*Task to complete*. Write out the listing below exactly, and omit any images you find in it.

*Provided information*.
######

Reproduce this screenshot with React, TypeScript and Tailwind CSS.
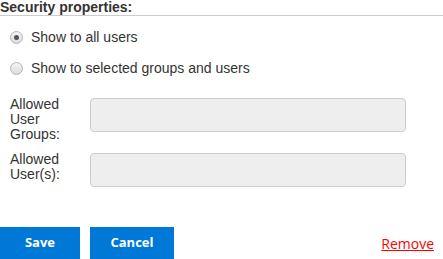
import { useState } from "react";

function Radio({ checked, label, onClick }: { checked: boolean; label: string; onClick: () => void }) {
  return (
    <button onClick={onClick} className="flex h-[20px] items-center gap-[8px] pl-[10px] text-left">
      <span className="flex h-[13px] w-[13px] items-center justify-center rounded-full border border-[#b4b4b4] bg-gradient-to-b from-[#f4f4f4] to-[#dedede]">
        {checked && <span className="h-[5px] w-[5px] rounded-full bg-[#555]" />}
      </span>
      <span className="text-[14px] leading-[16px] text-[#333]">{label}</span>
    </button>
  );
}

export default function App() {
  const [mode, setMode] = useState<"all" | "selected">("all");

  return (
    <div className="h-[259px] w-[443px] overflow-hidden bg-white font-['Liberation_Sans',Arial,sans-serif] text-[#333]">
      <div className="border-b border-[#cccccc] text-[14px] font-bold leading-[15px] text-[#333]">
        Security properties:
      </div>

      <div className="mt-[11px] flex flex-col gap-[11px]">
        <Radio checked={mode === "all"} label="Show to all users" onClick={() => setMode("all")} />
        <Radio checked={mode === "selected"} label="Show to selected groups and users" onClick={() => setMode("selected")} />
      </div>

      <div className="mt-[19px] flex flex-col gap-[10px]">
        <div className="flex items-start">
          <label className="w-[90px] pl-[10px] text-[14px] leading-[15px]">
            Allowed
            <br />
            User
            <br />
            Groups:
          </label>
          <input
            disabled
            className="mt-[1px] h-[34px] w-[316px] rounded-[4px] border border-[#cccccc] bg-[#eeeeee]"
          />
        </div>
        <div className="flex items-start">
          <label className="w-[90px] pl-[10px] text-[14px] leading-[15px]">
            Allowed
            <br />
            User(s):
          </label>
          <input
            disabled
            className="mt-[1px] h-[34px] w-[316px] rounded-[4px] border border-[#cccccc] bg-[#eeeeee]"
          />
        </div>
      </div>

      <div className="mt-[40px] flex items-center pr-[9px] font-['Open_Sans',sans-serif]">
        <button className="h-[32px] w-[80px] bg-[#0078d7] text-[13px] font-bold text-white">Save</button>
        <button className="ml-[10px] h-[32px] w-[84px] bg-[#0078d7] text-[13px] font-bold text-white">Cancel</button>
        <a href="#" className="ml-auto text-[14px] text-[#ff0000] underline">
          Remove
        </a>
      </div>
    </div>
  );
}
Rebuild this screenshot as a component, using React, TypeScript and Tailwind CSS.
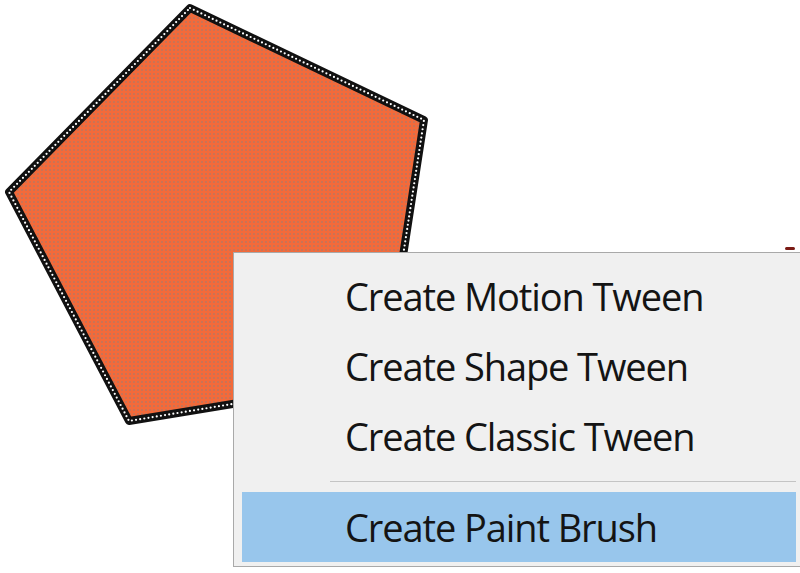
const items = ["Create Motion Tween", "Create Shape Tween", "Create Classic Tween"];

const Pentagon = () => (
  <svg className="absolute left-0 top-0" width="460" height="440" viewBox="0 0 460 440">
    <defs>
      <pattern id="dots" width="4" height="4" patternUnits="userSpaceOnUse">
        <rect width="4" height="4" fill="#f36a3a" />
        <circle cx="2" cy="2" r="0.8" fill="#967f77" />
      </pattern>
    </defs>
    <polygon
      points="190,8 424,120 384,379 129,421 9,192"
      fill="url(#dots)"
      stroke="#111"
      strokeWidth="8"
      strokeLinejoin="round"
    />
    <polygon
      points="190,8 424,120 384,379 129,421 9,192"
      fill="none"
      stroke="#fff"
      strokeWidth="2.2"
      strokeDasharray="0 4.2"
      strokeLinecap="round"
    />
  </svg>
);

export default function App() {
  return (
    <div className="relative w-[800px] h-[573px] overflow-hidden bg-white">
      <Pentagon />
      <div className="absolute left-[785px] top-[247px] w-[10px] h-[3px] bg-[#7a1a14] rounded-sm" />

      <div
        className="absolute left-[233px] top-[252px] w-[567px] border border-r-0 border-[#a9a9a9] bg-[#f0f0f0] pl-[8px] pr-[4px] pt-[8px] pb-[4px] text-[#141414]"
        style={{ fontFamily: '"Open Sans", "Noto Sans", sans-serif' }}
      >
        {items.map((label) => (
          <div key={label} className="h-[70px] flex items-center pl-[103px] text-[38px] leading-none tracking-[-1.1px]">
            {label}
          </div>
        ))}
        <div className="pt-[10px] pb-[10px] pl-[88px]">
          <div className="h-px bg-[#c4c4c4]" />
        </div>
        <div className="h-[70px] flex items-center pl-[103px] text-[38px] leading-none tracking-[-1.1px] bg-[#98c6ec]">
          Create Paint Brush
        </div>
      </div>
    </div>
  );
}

######

*Solution for this task*.
Reproduce this screenshot with React, TypeScript and Tailwind CSS.
import { useState } from "react";

function Radio({ checked, label, onClick }: { checked: boolean; label: string; onClick: () => void }) {
  return (
    <button onClick={onClick} className="flex h-[20px] items-center gap-[8px] pl-[10px] text-left">
      <span className="flex h-[13px] w-[13px] items-center justify-center rounded-full border border-[#b4b4b4] bg-gradient-to-b from-[#f4f4f4] to-[#dedede]">
        {checked && <span className="h-[5px] w-[5px] rounded-full bg-[#555]" />}
      </span>
      <span className="text-[14px] leading-[16px] text-[#333]">{label}</span>
    </button>
  );
}

export default function App() {
  const [mode, setMode] = useState<"all" | "selected">("all");

  return (
    <div className="h-[259px] w-[443px] overflow-hidden bg-white font-['Liberation_Sans',Arial,sans-serif] text-[#333]">
      <div className="border-b border-[#cccccc] text-[14px] font-bold leading-[15px] text-[#333]">
        Security properties:
      </div>

      <div className="mt-[11px] flex flex-col gap-[11px]">
        <Radio checked={mode === "all"} label="Show to all users" onClick={() => setMode("all")} />
        <Radio checked={mode === "selected"} label="Show to selected groups and users" onClick={() => setMode("selected")} />
      </div>

      <div className="mt-[19px] flex flex-col gap-[10px]">
        <div className="flex items-start">
          <label className="w-[90px] pl-[10px] text-[14px] leading-[15px]">
            Allowed
            <br />
            User
            <br />
            Groups:
          </label>
          <input
            disabled
            className="mt-[1px] h-[34px] w-[316px] rounded-[4px] border border-[#cccccc] bg-[#eeeeee]"
          />
        </div>
        <div className="flex items-start">
          <label className="w-[90px] pl-[10px] text-[14px] leading-[15px]">
            Allowed
            <br />
            User(s):
          </label>
          <input
            disabled
            className="mt-[1px] h-[34px] w-[316px] rounded-[4px] border border-[#cccccc] bg-[#eeeeee]"
          />
        </div>
      </div>

      <div className="mt-[40px] flex items-center pr-[9px] font-['Open_Sans',sans-serif]">
        <button className="h-[32px] w-[80px] bg-[#0078d7] text-[13px] font-bold text-white">Save</button>
        <button className="ml-[10px] h-[32px] w-[84px] bg-[#0078d7] text-[13px] font-bold text-white">Cancel</button>
        <a href="#" className="ml-auto text-[14px] text-[#ff0000] underline">
          Remove
        </a>
      </div>
    </div>
  );
}
Rebuild this screenshot as a component, using React, TypeScript and Tailwind CSS.
const items = ["Create Motion Tween", "Create Shape Tween", "Create Classic Tween"];

const Pentagon = () => (
  <svg className="absolute left-0 top-0" width="460" height="440" viewBox="0 0 460 440">
    <defs>
      <pattern id="dots" width="4" height="4" patternUnits="userSpaceOnUse">
        <rect width="4" height="4" fill="#f36a3a" />
        <circle cx="2" cy="2" r="0.8" fill="#967f77" />
      </pattern>
    </defs>
    <polygon
      points="190,8 424,120 384,379 129,421 9,192"
      fill="url(#dots)"
      stroke="#111"
      strokeWidth="8"
      strokeLinejoin="round"
    />
    <polygon
      points="190,8 424,120 384,379 129,421 9,192"
      fill="none"
      stroke="#fff"
      strokeWidth="2.2"
      strokeDasharray="0 4.2"
      strokeLinecap="round"
    />
  </svg>
);

export default function App() {
  return (
    <div className="relative w-[800px] h-[573px] overflow-hidden bg-white">
      <Pentagon />
      <div className="absolute left-[785px] top-[247px] w-[10px] h-[3px] bg-[#7a1a14] rounded-sm" />

      <div
        className="absolute left-[233px] top-[252px] w-[567px] border border-r-0 border-[#a9a9a9] bg-[#f0f0f0] pl-[8px] pr-[4px] pt-[8px] pb-[4px] text-[#141414]"
        style={{ fontFamily: '"Open Sans", "Noto Sans", sans-serif' }}
      >
        {items.map((label) => (
          <div key={label} className="h-[70px] flex items-center pl-[103px] text-[38px] leading-none tracking-[-1.1px]">
            {label}
          </div>
        ))}
        <div className="pt-[10px] pb-[10px] pl-[88px]">
          <div className="h-px bg-[#c4c4c4]" />
        </div>
        <div className="h-[70px] flex items-center pl-[103px] text-[38px] leading-none tracking-[-1.1px] bg-[#98c6ec]">
          Create Paint Brush
        </div>
      </div>
    </div>
  );
}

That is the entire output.